* begin Data shown *
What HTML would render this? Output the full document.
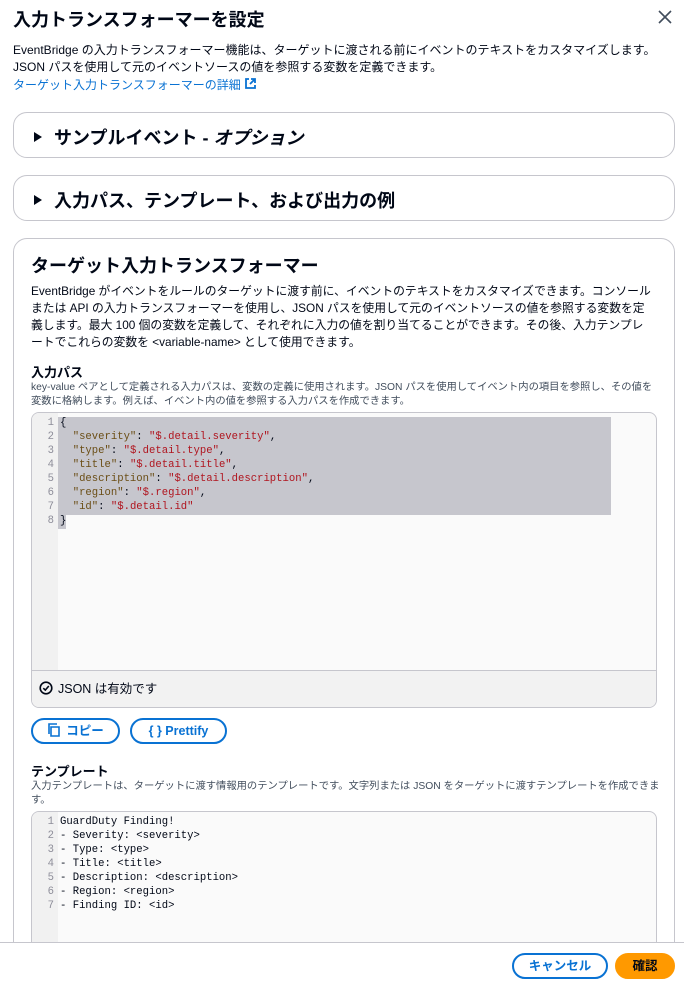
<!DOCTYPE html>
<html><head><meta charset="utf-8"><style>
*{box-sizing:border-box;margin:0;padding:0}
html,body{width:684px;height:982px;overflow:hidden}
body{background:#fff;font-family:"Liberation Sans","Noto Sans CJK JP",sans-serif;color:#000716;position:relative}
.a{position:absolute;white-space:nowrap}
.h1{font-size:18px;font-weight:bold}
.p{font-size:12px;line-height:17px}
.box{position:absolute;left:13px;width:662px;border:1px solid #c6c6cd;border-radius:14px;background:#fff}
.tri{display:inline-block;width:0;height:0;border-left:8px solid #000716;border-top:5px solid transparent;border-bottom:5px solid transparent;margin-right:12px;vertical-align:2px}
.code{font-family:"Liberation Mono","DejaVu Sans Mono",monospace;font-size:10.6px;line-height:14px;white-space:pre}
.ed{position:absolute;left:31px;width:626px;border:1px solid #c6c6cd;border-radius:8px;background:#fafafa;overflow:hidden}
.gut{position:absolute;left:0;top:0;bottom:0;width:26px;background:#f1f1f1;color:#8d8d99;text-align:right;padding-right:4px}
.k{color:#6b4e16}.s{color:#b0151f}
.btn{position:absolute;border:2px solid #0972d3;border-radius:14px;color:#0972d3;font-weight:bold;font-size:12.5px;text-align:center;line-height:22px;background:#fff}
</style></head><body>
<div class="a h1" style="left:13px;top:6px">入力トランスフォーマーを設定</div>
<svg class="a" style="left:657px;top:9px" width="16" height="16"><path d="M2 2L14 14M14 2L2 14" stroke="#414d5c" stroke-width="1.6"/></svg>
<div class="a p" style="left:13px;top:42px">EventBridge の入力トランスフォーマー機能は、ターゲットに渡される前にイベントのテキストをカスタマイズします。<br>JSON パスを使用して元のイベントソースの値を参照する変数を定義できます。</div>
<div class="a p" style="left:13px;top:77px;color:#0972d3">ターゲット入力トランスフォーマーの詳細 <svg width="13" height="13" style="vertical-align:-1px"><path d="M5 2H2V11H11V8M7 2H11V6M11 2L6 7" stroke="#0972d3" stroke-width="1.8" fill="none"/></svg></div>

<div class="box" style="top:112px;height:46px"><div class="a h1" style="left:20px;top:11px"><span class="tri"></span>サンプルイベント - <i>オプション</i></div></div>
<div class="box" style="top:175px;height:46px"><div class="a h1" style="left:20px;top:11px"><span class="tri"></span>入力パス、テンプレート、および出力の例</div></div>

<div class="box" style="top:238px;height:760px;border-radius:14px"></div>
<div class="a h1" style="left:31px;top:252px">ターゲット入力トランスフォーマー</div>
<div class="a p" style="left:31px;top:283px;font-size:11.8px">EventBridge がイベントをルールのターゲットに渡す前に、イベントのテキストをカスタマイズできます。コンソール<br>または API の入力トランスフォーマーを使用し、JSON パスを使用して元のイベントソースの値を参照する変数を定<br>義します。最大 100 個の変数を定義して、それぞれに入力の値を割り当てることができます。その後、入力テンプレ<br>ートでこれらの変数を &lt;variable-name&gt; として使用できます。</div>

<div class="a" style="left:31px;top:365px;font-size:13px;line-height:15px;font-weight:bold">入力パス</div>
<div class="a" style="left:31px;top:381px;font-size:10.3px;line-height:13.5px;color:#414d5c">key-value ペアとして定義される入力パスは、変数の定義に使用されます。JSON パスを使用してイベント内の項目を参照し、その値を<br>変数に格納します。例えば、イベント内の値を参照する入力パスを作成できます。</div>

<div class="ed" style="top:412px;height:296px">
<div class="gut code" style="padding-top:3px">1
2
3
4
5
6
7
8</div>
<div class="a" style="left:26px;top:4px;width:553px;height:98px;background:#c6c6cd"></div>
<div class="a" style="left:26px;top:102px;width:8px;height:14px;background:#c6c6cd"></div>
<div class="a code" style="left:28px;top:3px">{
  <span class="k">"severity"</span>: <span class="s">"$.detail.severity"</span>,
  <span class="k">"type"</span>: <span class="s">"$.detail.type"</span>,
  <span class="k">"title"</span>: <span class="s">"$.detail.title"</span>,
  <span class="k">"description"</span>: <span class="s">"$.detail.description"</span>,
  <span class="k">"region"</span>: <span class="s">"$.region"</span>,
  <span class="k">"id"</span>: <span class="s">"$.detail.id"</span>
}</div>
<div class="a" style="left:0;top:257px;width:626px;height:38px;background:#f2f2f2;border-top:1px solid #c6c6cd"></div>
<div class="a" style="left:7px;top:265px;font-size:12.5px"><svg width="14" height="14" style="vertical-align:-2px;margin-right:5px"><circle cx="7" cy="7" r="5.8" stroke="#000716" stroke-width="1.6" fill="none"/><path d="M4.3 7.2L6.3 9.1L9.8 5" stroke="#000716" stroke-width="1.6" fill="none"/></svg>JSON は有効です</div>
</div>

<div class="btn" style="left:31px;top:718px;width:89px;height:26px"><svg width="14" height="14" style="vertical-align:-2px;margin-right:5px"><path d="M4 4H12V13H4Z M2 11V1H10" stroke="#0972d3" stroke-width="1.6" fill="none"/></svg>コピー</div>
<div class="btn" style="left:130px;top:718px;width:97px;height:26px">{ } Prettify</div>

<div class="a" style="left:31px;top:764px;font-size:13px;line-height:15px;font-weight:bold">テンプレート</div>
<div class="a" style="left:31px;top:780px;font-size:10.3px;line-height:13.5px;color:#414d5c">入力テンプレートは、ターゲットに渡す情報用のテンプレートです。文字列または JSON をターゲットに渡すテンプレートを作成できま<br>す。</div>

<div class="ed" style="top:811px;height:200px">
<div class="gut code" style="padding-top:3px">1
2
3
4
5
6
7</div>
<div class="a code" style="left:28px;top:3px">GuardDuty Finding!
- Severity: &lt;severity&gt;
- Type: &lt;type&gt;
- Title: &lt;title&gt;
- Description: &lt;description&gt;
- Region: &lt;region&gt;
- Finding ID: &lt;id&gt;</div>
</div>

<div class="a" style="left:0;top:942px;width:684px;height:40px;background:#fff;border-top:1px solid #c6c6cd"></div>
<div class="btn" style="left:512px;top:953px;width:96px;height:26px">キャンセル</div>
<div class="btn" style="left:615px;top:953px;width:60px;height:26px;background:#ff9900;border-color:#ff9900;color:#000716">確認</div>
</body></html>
* end Data shown *
■ Task
Reproduce the listing exactly. Leave its pictures out.

■ Task solution
What HTML would render this? Output the full document.
<!DOCTYPE html>
<html><head><meta charset="utf-8"><style>
*{box-sizing:border-box;margin:0;padding:0}
html,body{width:684px;height:982px;overflow:hidden}
body{background:#fff;font-family:"Liberation Sans","Noto Sans CJK JP",sans-serif;color:#000716;position:relative}
.a{position:absolute;white-space:nowrap}
.h1{font-size:18px;font-weight:bold}
.p{font-size:12px;line-height:17px}
.box{position:absolute;left:13px;width:662px;border:1px solid #c6c6cd;border-radius:14px;background:#fff}
.tri{display:inline-block;width:0;height:0;border-left:8px solid #000716;border-top:5px solid transparent;border-bottom:5px solid transparent;margin-right:12px;vertical-align:2px}
.code{font-family:"Liberation Mono","DejaVu Sans Mono",monospace;font-size:10.6px;line-height:14px;white-space:pre}
.ed{position:absolute;left:31px;width:626px;border:1px solid #c6c6cd;border-radius:8px;background:#fafafa;overflow:hidden}
.gut{position:absolute;left:0;top:0;bottom:0;width:26px;background:#f1f1f1;color:#8d8d99;text-align:right;padding-right:4px}
.k{color:#6b4e16}.s{color:#b0151f}
.btn{position:absolute;border:2px solid #0972d3;border-radius:14px;color:#0972d3;font-weight:bold;font-size:12.5px;text-align:center;line-height:22px;background:#fff}
</style></head><body>
<div class="a h1" style="left:13px;top:6px">入力トランスフォーマーを設定</div>
<svg class="a" style="left:657px;top:9px" width="16" height="16"><path d="M2 2L14 14M14 2L2 14" stroke="#414d5c" stroke-width="1.6"/></svg>
<div class="a p" style="left:13px;top:42px">EventBridge の入力トランスフォーマー機能は、ターゲットに渡される前にイベントのテキストをカスタマイズします。<br>JSON パスを使用して元のイベントソースの値を参照する変数を定義できます。</div>
<div class="a p" style="left:13px;top:77px;color:#0972d3">ターゲット入力トランスフォーマーの詳細 <svg width="13" height="13" style="vertical-align:-1px"><path d="M5 2H2V11H11V8M7 2H11V6M11 2L6 7" stroke="#0972d3" stroke-width="1.8" fill="none"/></svg></div>

<div class="box" style="top:112px;height:46px"><div class="a h1" style="left:20px;top:11px"><span class="tri"></span>サンプルイベント - <i>オプション</i></div></div>
<div class="box" style="top:175px;height:46px"><div class="a h1" style="left:20px;top:11px"><span class="tri"></span>入力パス、テンプレート、および出力の例</div></div>

<div class="box" style="top:238px;height:760px;border-radius:14px"></div>
<div class="a h1" style="left:31px;top:252px">ターゲット入力トランスフォーマー</div>
<div class="a p" style="left:31px;top:283px;font-size:11.8px">EventBridge がイベントをルールのターゲットに渡す前に、イベントのテキストをカスタマイズできます。コンソール<br>または API の入力トランスフォーマーを使用し、JSON パスを使用して元のイベントソースの値を参照する変数を定<br>義します。最大 100 個の変数を定義して、それぞれに入力の値を割り当てることができます。その後、入力テンプレ<br>ートでこれらの変数を &lt;variable-name&gt; として使用できます。</div>

<div class="a" style="left:31px;top:365px;font-size:13px;line-height:15px;font-weight:bold">入力パス</div>
<div class="a" style="left:31px;top:381px;font-size:10.3px;line-height:13.5px;color:#414d5c">key-value ペアとして定義される入力パスは、変数の定義に使用されます。JSON パスを使用してイベント内の項目を参照し、その値を<br>変数に格納します。例えば、イベント内の値を参照する入力パスを作成できます。</div>

<div class="ed" style="top:412px;height:296px">
<div class="gut code" style="padding-top:3px">1
2
3
4
5
6
7
8</div>
<div class="a" style="left:26px;top:4px;width:553px;height:98px;background:#c6c6cd"></div>
<div class="a" style="left:26px;top:102px;width:8px;height:14px;background:#c6c6cd"></div>
<div class="a code" style="left:28px;top:3px">{
  <span class="k">"severity"</span>: <span class="s">"$.detail.severity"</span>,
  <span class="k">"type"</span>: <span class="s">"$.detail.type"</span>,
  <span class="k">"title"</span>: <span class="s">"$.detail.title"</span>,
  <span class="k">"description"</span>: <span class="s">"$.detail.description"</span>,
  <span class="k">"region"</span>: <span class="s">"$.region"</span>,
  <span class="k">"id"</span>: <span class="s">"$.detail.id"</span>
}</div>
<div class="a" style="left:0;top:257px;width:626px;height:38px;background:#f2f2f2;border-top:1px solid #c6c6cd"></div>
<div class="a" style="left:7px;top:265px;font-size:12.5px"><svg width="14" height="14" style="vertical-align:-2px;margin-right:5px"><circle cx="7" cy="7" r="5.8" stroke="#000716" stroke-width="1.6" fill="none"/><path d="M4.3 7.2L6.3 9.1L9.8 5" stroke="#000716" stroke-width="1.6" fill="none"/></svg>JSON は有効です</div>
</div>

<div class="btn" style="left:31px;top:718px;width:89px;height:26px"><svg width="14" height="14" style="vertical-align:-2px;margin-right:5px"><path d="M4 4H12V13H4Z M2 11V1H10" stroke="#0972d3" stroke-width="1.6" fill="none"/></svg>コピー</div>
<div class="btn" style="left:130px;top:718px;width:97px;height:26px">{ } Prettify</div>

<div class="a" style="left:31px;top:764px;font-size:13px;line-height:15px;font-weight:bold">テンプレート</div>
<div class="a" style="left:31px;top:780px;font-size:10.3px;line-height:13.5px;color:#414d5c">入力テンプレートは、ターゲットに渡す情報用のテンプレートです。文字列または JSON をターゲットに渡すテンプレートを作成できま<br>す。</div>

<div class="ed" style="top:811px;height:200px">
<div class="gut code" style="padding-top:3px">1
2
3
4
5
6
7</div>
<div class="a code" style="left:28px;top:3px">GuardDuty Finding!
- Severity: &lt;severity&gt;
- Type: &lt;type&gt;
- Title: &lt;title&gt;
- Description: &lt;description&gt;
- Region: &lt;region&gt;
- Finding ID: &lt;id&gt;</div>
</div>

<div class="a" style="left:0;top:942px;width:684px;height:40px;background:#fff;border-top:1px solid #c6c6cd"></div>
<div class="btn" style="left:512px;top:953px;width:96px;height:26px">キャンセル</div>
<div class="btn" style="left:615px;top:953px;width:60px;height:26px;background:#ff9900;border-color:#ff9900;color:#000716">確認</div>
</body></html>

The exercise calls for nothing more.